Argos : en référence au navire armé pour retrouver la Toison d'or ?

Jean Rohmer a dit…

Oui, c'est vrai que l'effort intellectuel pour utiliser Idéliance et ses contraintes est extrêmement gratifant en retour. La société Dallas qui l'a créée s'appelait d'ailleurs "Amplificateurs d'Intelligence" , et l'effort en question "l'Idécriture", avant que Sylvie Le Bars n'invente ce bel "Idéliance".

L'Idécriture attend ses Véronique et Davina.

On peut effectivement espérer que cela sera utile pour les étudiants. Témoignages bienvenus !

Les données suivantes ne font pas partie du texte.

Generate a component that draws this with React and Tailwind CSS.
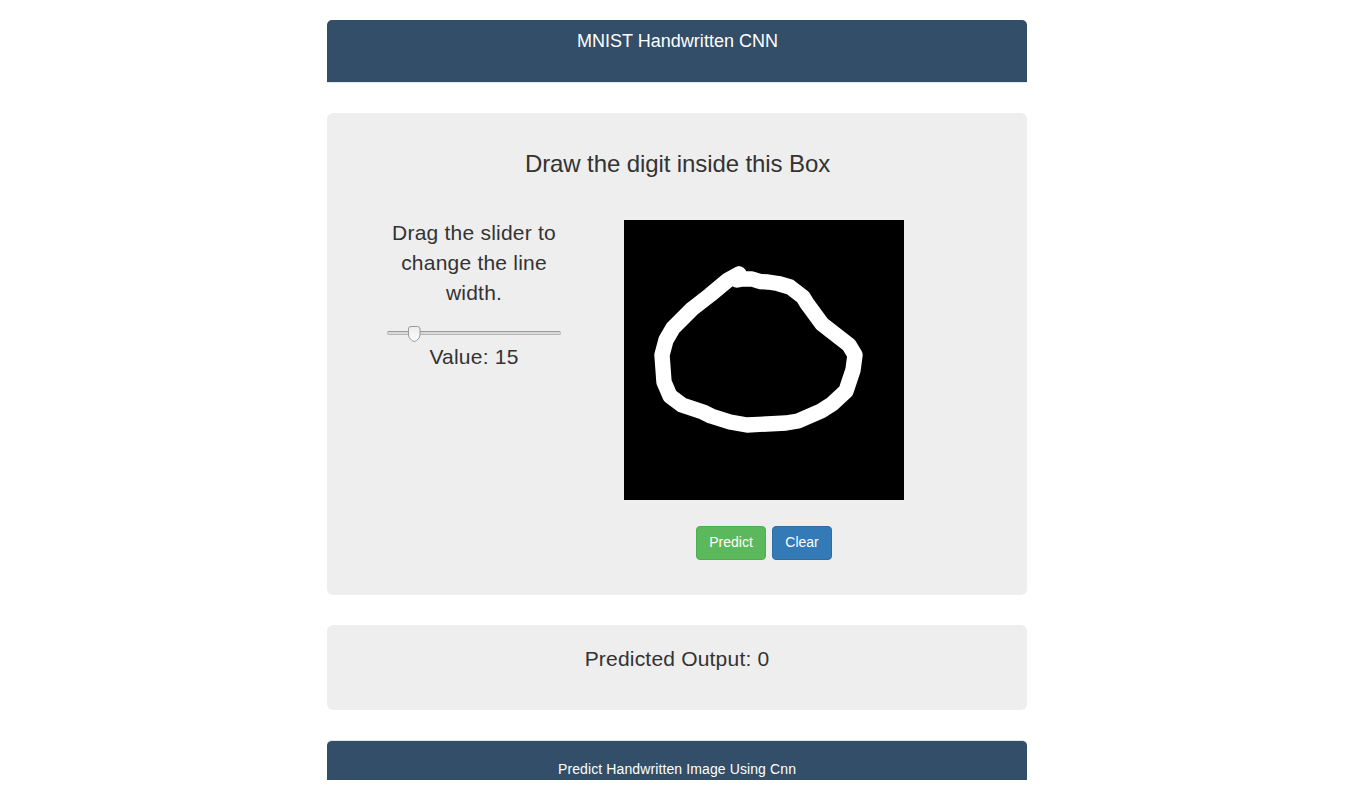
const strokePath =
  "M739 274L728 280L710 295L692 309L673 328L666 340L662 355L664 382L670 396L682 405L703 412L711 416L730 422L747 425L786 423L798 421L821 411L832 404L846 391L853 370L855 355L849 345L822 324L807 303.5L803 297L790 287L778 283.5L768 282L760 281.5L752 279L743 279L737 280L739 274";

function WidthSlider() {
  return (
    <div className="relative flex h-[17px] w-[174px] items-start pt-[5px]">
      <div className="h-1 w-full rounded-[2px] border border-[#b8b8b8] border-t-[#999] bg-[#d8d8d8]" />
      <svg className="absolute left-[21px] top-0" width="13" height="17" viewBox="0 0 13 17">
        <defs>
          <linearGradient id="thumb" x1="0" y1="0" x2="0" y2="1">
            <stop offset="0" stopColor="#ededed" />
            <stop offset="1" stopColor="#fcfcfc" />
          </linearGradient>
        </defs>
        <path
          d="M3 .5h6.500a2.500 2.500 0 0 1 2.500 2.500v6c0 3-3 5.800-5.750 6.600C3.500 14.800 .5 12 .5 9V3a2.500 2.500 0 0 1 2.500-2.500z"
          fill="url(#thumb)"
          stroke="#999"
        />
      </svg>
    </div>
  );
}

export default function App() {
  return (
    <div className="flex min-h-screen justify-center bg-white font-['Liberation_Sans',Arial,sans-serif] text-[#333]">
      <div className="flex w-[700px] flex-col pt-5 text-center">
        <header className="h-[63px] rounded-t-[5px] border-b border-[#e5e5e5] bg-[#324e68] pt-[11px] pl-px text-lg leading-5 tracking-[0.02px] text-white">
          MNIST Handwritten CNN
        </header>
        <main className="mt-[30px] h-[482px] rounded-md bg-[#eee] px-[60px] pt-[38px]">
          <h1 className="pl-px text-2xl leading-[26px] tracking-[-0.1px]">Draw the digit inside this Box</h1>
          <div className="mt-[43px] flex">
            <section className="w-[174px] text-[21px] leading-[30px] tracking-[0.22px]">
              <p className="-mt-[2px]">Drag the slider to change the line width.</p>
              <div className="mt-[18px]">
                <WidthSlider />
              </div>
              <p className="-mt-px">Value: 15</p>
            </section>
            <section className="ml-[63px] flex w-[280px] flex-col items-center">
              <svg className="bg-black" width="280" height="280" viewBox="624 220 280 280">
                <path d={strokePath} fill="none" stroke="#fff" strokeWidth="15.4" strokeLinecap="round" strokeLinejoin="round" />
              </svg>
              <div className="mt-[26px] flex gap-[6px] text-sm leading-5 text-white">
                <button className="h-[34px] w-[70px] rounded-[4px] border border-[#4cae4c] bg-[#5cb85c] pb-[2px]">Predict</button>
                <button className="h-[34px] w-[60px] rounded-[4px] border border-[#2e6da4] bg-[#337ab7] pb-[2px]">Clear</button>
              </div>
            </section>
          </div>
        </main>
        <section className="mt-[30px] h-[85px] rounded-md bg-[#eee] pt-[19px] text-[21px] leading-[30px] tracking-[0.2px]">
          Predicted Output: 0
        </section>
        <footer className="mt-[30px] h-10 rounded-t-[5px] border-t border-[#e5e5e5] bg-[#324e68] pt-[18px] text-sm leading-5 tracking-[0.11px] text-white">
          Predict Handwritten Image Using Cnn
        </footer>
      </div>
    </div>
  );
}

Mais dans mon esprit, le calcul littéraire est plus qu'un sur-ensemble d'Idéliance.

Quand à "Argos", c'est parce que en Grec ça veut dire "brillant, éclatant".Ca a donné à la fois Argent et Argument (Argile et Argutie aussi ...)

cesteyries a dit…

L'argent est blanc et brillant, l'argile (celle dont on fait les porcelaines) est blanche également, l'Argo affrété par les Argonautes devait l'être sans doute aussi, mais pourquoi "argument" ? : lié au brillant de la rhétorique ?

Jean Rohmer a dit…

Argos veut dire aussi "rapide", c'est ce sens qui s'appliquait au navire des Argonautes.
C'était aussi un nom courant pour un chien.

Argos, au sens de "rapide, prompt" a donné en latin "argutus" ingénieux ,spirituel et aussi "argutator" bel esprit discoureur, qui continue vers le péjoratif "argutiola" : vaine subtilité ...

ogerard a dit…

Attention aux autres connotations, pas toujours flatteuses: argos en grec veut aussi dire : glissant (le navire Argo est celui qui glisse sur les flots), luisant (comme la graisse), imperméable à l'eau, difficile à saisir, comme l'argile et le plumage des oies.